Citizen Data Scientists – Democratization - Simplification
Data democratization is code for making data more readily accessible to LOB managers and analysts. Those tools also benefit data scientists and the emerging career now called data engineering. They also indirectly benefit IT which used to bear the brunt of this workload.
There were new tools and platforms this year focusing on blending, prep, cleaning, and generally preparing data for the analytics that have long been the domain of the LOB manager/analyst. That is mostly retrospective BI-oriented tables and data viz dashboards. BI is alive and still valued and these improvements are welcome.

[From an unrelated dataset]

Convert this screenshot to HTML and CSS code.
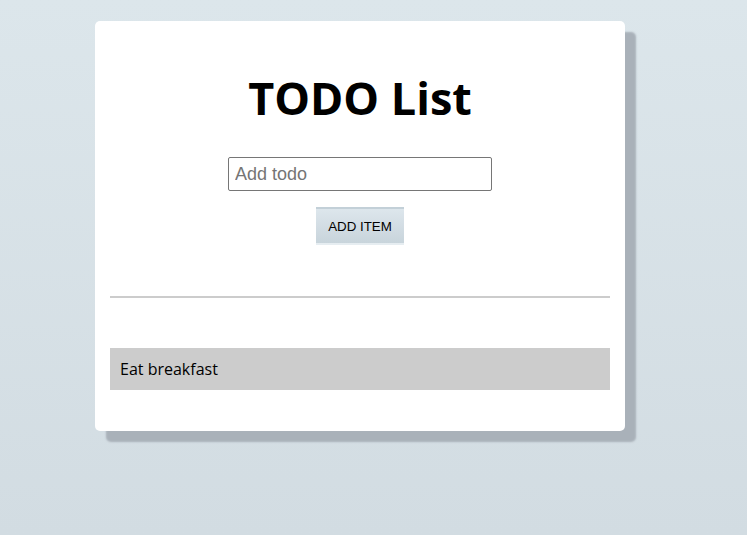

The less comfortable angle on this was started by Gartner three or four years ago when they made two claims: 1). supervised and unsupervised modeling was becoming sufficiently automated and simplified that LOB Managers/analysts could start producing models without data scientists; and 2) (if you believed number 1) that this markets would grow roughly 7X faster than the professional data science user market.
Advanced analytic platform developers (and the VCs that back them) bought into this completely and suddenly the Citizen Data Scientist (CDS) was the new customer to capture.
There were 13 advanced analytic platform vendors exhibiting this year and with extremely rare exception, almost all said their push to simplification and automation was in pursuit of the CDS market.
I’m actually a fan of what’s going on in the automated or simplified machine learning field. But my rationale is firmly based in the efficiency these promise for trained data scientist allowing fewer of those rare resources to do the work that used to require many. It’s about efficiency and effectiveness.
Especially among the new entrants there is a very specific focus on CDSs. Some of these are almost fully automated one-click platforms similar to DataRobot. In the 18 months roughly that I’ve been tracking this market I now count about 20 standalone entrants. Then there’s a group immediately behind that have simplified and automated the individual steps in the process but not fully automated (e.g. BigML). This includes the majors like SAS and SPSS.
There are no big new improvements in the underlying data science this year and that’s reflected in a bit of ‘me too’ enthusiasm among analytic platform offerings. Looks to me like shake out and consolidation must be on the horizon.
The best description I can offer for where we’re at this year is that this is now the implementation and utilization phase. Let’s take what we’ve developed over the last three or four years and turn them into profitable products. VCs saw this coming back then and their startups are now also three or four years old and ready to cash in on what we all hope is an age of commerce enhanced by all aspects of data science.
As for the next shiny new things, we’re all waiting for GANS and reinforcement learning to make big moves but that may take a year or more.